From the park you can make out an extravagant Victorian folly. You’ll soon be there. It was built in the 1850s as a pumping station, and now it’s the Castle indoor climbing centre, so bring out your climbing shoes and maybe enjoy a 120ft E7 straight up the chimney, if that’s your thing. But do not, on any account, miss the two reservoirs next door.
The west reservoir houses yacht and canoe training, and has retained the 1930s filter house as a café, with the original hydraulic machinery and monitoring dials faithfully maintained. Tremendous: but not a patch on the east reservoir, now the final point to which New River water flows before being piped down to the Lea for treatment and storage.
In the 1950s, the reservoirs were deliberately poisoned and voided of all life. More enlightened management slowly coaxed nature’s return, and in 2015 the east reservoir was transformed into the Woodberry Wetlands nature reserve by the London Wildlife Trust. It was a precursor project to the Walthamstow Wetlands, with which this survey of London’s walkable rivers began: although smaller than its neighbour it’s probably even more biodiverse, with grassland and meadow, orchard and hedgerow as well as reed-fringed ponds and dykes.
In this blog I’ve only looked at London’s river paths. There’s much more to London walking than that.
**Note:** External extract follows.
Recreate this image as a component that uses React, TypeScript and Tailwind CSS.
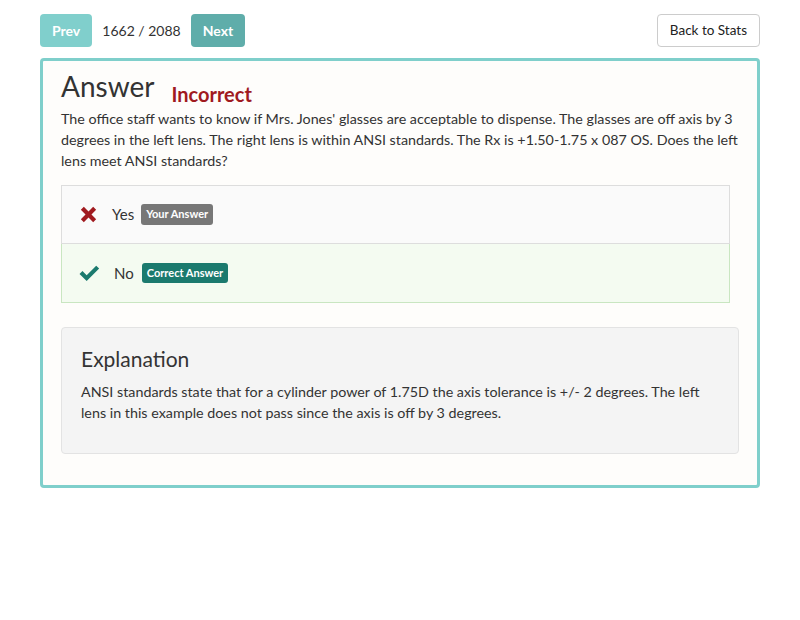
import React from 'react';

const font = { fontFamily: 'Lato, "Open Sans", sans-serif' };

function Cross() {
  return (
    <svg width="17" height="17" viewBox="0 0 16 16" className="shrink-0">
      <path d="M0.8 3.6 3.6 0.8 8 5.2 12.4 0.8 15.2 3.6 10.8 8 15.2 12.4 12.4 15.2 8 10.8 3.6 15.2 0.8 12.4 5.2 8Z" fill="#a01a1f" />
    </svg>
  );
}

function Check() {
  return (
    <svg width="21" height="17" viewBox="0 0 20 16" className="shrink-0">
      <path d="M0.5 8.4 3.3 5.6 7.3 9.6 16.4 0.5 19.2 3.3 7.3 15.2Z" fill="#1b7a6e" />
    </svg>
  );
}

export default function App() {
  return (
    <div className="min-h-screen bg-white text-[#333]" style={font}>
      <div className="px-10 pt-[14px]">
        <div className="flex items-center justify-between">
          <div className="flex items-center">
            <button className="h-[33px] px-[12px] rounded bg-[#80cfcc] text-white font-bold text-[14px]">Prev</button>
            <span className="mx-[10px] text-[14px] text-[#333]">1662 / 2088</span>
            <button className="h-[33px] px-[12px] rounded bg-[#5fadaa] text-white font-bold text-[14px]">Next</button>
          </div>
          <button className="h-[33px] px-[12px] rounded border border-[#ccc] bg-white text-[13.5px] text-[#222]">Back to Stats</button>
        </div>

        <div className="mt-[11px] border-[3px] border-[#7fcfcb] rounded bg-[#fefdfb] px-[18px] pt-[8px] pb-[31px]">
          <div className="flex items-end">
            <h1 className="text-[28px] leading-[34px] text-[#333]">Answer</h1>
            <span className="ml-[17px] mb-[-6px] text-[20px] font-bold text-[#a01a1f]">Incorrect</span>
          </div>
          <p className="mt-[5px] text-[14.3px] leading-[21px] text-[#333]">
            The office staff wants to know if Mrs. Jones' glasses are acceptable to dispense. The glasses are off axis by 3 degrees in the left lens. The right lens is within ANSI standards. The Rx is +1.50-1.75 x 087 OS. Does the left lens meet ANSI standards?
          </p>

          <div className="mt-[14px] mr-[9px]">
            <div className="h-[59px] flex items-center pl-[18px] bg-[#fafafa] border border-[#ddd]">
              <Cross />
              <span className="ml-[15px] text-[15px]">Yes</span>
              <span className="ml-[7px] px-[5px] py-[2px] rounded-[3px] bg-[#777] text-white text-[11px] font-bold">Your Answer</span>
            </div>
            <div className="h-[59px] flex items-center pl-[17px] bg-[#f4fbf1] border border-t-0 border-[#c9e6c1]">
              <Check />
              <span className="ml-[14px] text-[15px]">No</span>
              <span className="ml-[8px] px-[5px] py-[2px] rounded-[3px] bg-[#1b7a6e] text-white text-[11px] font-bold">Correct Answer</span>
            </div>
          </div>

          <div className="mt-[24px] rounded border border-[#e3e3e3] bg-[#f4f4f4] px-[19px] pt-[17px] pb-[30px]">
            <h2 className="text-[21px] leading-[28px] text-[#333]">Explanation</h2>
            <p className="mt-[8px] text-[14.3px] leading-[21px] text-[#333]">
              ANSI standards state that for a cylinder power of 1.75D the axis tolerance is +/- 2 degrees. The left lens in this example does not pass since the axis is off by 3 degrees.
            </p>
          </div>
        </div>
      </div>
    </div>
  );
}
Indeed I’d wager that, despite the occasional nightmares of poor traffic planning, there is no great city on earth that caters better for the walker, both serious and casual.
I’m proud to chair the London Long Distance Walkers Association: and though we like to explore London’s hinterland, we find no difficulty in dreaming up exhilarating 32km (20 mile) routes (or shorter ones for the evenings) within the city’s confines. So whether you are sceptical Londoner or surprised visitor, it’s worth looking afresh at what the capital has to offer.